### EXTRACTED MATERIAL

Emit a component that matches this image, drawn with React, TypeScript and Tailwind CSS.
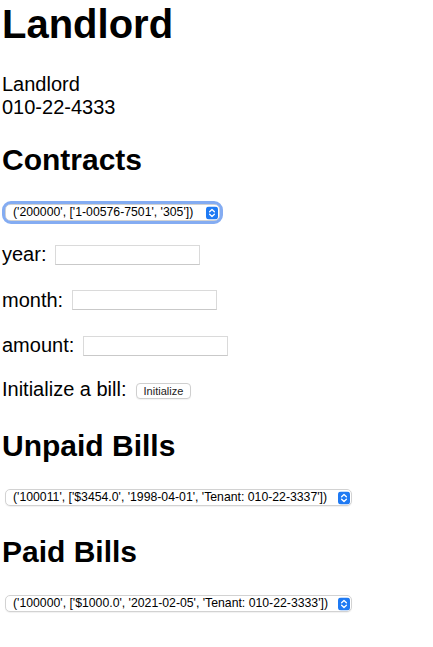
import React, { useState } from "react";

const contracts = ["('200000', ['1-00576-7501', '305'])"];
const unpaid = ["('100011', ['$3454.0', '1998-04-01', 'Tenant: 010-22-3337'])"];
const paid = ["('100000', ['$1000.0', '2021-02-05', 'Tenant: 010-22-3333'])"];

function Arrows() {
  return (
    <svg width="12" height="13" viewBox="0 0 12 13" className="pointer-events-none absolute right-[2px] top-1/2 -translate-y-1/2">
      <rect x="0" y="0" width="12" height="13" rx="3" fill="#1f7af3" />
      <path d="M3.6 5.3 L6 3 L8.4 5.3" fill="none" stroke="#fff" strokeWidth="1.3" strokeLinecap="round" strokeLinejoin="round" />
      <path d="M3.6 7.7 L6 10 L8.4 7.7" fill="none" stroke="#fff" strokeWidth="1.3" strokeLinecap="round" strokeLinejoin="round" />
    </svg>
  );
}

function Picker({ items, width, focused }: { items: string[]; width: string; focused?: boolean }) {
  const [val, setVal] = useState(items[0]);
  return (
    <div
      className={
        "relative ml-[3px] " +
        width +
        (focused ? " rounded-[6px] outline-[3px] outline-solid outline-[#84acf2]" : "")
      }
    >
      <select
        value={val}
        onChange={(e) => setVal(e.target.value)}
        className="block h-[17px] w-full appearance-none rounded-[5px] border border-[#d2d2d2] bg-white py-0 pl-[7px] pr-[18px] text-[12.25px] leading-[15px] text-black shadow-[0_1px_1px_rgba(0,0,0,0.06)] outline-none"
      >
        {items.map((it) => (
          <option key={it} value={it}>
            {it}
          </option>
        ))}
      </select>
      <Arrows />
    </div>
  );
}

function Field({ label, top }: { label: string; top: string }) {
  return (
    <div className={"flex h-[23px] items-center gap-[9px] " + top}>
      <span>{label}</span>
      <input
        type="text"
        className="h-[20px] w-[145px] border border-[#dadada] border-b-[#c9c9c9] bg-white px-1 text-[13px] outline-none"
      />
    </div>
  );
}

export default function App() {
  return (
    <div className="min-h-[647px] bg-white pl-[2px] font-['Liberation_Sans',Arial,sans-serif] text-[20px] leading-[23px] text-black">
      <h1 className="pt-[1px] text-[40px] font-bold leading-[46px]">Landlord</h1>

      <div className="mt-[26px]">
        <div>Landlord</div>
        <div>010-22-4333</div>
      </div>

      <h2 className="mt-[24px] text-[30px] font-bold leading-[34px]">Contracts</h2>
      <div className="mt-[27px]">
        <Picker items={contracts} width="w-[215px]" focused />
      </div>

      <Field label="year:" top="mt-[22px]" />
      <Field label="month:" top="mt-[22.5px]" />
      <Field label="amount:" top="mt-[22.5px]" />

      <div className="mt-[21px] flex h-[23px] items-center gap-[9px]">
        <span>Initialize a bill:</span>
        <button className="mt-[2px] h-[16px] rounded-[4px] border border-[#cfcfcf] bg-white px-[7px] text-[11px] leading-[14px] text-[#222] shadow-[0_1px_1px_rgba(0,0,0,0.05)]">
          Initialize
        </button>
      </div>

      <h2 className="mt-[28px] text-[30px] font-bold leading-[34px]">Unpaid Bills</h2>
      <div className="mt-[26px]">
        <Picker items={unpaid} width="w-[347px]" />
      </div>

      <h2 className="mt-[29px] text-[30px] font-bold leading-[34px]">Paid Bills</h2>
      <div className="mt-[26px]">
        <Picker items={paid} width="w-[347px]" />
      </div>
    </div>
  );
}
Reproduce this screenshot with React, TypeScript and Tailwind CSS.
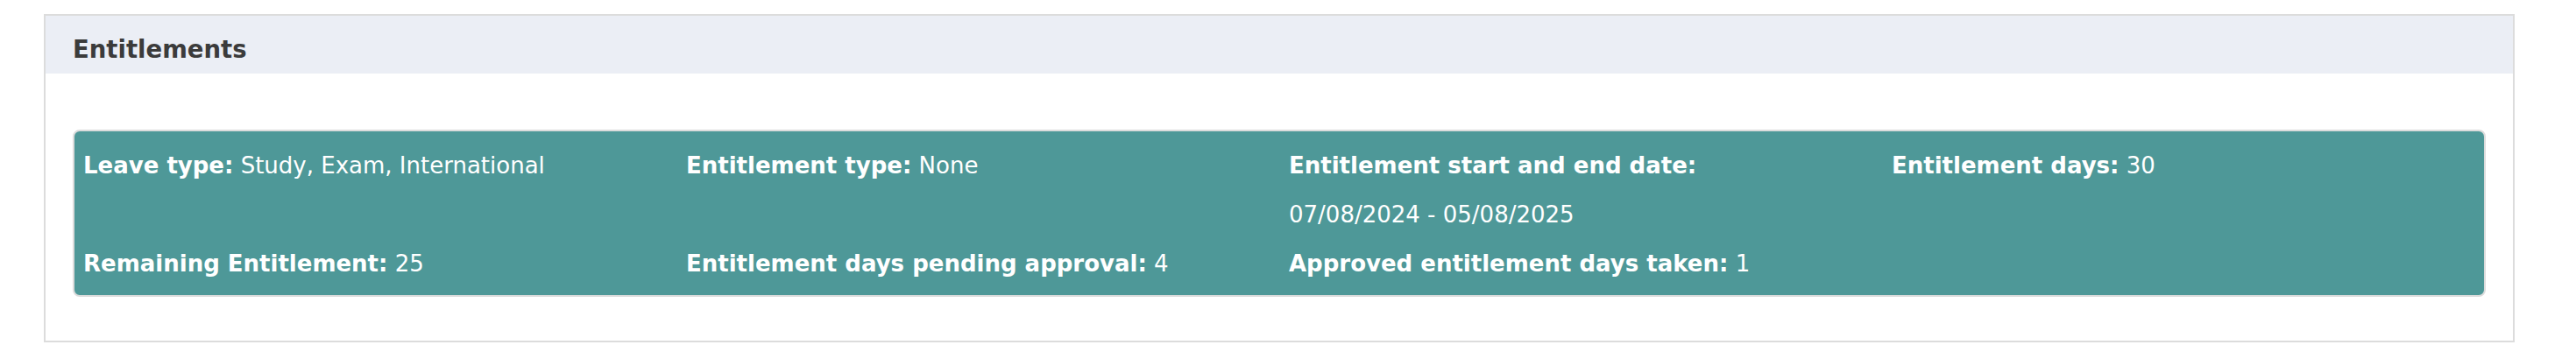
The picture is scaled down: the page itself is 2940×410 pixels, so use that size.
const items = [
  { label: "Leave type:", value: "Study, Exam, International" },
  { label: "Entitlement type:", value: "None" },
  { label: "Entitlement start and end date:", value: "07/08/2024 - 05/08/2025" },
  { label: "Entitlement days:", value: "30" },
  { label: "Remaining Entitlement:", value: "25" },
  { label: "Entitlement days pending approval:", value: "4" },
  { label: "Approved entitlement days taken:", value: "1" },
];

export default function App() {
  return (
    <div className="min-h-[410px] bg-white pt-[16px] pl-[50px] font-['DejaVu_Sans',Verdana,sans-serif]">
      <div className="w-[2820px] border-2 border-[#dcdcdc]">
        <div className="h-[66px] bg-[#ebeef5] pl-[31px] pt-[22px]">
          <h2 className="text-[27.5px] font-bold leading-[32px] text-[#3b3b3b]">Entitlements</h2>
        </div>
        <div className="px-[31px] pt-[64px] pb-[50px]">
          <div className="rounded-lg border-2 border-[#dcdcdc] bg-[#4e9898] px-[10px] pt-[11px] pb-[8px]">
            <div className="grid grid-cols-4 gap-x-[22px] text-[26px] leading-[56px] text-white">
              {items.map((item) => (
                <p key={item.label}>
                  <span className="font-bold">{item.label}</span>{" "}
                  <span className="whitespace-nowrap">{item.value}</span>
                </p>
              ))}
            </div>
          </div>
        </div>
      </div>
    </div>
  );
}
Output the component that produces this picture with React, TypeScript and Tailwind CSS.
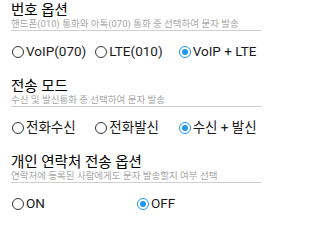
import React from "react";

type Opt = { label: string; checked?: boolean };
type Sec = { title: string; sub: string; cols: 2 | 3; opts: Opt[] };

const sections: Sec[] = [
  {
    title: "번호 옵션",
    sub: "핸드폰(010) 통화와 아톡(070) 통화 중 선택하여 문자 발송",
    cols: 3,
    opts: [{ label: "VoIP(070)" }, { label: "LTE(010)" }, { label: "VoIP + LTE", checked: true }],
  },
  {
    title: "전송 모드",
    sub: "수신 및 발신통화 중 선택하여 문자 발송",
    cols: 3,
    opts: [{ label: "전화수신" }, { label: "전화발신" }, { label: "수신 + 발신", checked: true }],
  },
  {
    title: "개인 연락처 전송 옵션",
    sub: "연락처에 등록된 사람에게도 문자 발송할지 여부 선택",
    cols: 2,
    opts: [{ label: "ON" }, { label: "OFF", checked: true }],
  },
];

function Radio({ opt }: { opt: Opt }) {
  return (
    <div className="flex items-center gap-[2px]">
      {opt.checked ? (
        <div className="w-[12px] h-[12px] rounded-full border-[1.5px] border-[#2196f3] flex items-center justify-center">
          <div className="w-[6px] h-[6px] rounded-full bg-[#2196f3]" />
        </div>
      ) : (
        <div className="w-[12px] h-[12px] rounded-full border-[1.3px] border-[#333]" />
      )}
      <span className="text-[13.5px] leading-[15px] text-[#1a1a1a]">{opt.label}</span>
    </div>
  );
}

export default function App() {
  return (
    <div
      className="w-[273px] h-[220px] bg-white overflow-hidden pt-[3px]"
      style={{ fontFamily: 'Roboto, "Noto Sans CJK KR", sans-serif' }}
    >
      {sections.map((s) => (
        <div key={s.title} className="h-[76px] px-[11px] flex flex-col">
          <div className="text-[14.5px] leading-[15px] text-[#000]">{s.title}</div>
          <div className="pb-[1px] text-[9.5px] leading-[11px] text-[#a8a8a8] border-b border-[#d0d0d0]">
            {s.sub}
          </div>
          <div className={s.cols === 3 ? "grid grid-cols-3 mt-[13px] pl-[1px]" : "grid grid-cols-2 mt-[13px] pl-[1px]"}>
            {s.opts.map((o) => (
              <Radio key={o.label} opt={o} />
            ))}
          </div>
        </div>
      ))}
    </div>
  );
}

### TASK PROMPT
Look through the listing and extract every line with "Tailwind" in it.

### RESULT
Emit a component that matches this image, drawn with React, TypeScript and Tailwind CSS.
Reproduce this screenshot with React, TypeScript and Tailwind CSS.
Output the component that produces this picture with React, TypeScript and Tailwind CSS.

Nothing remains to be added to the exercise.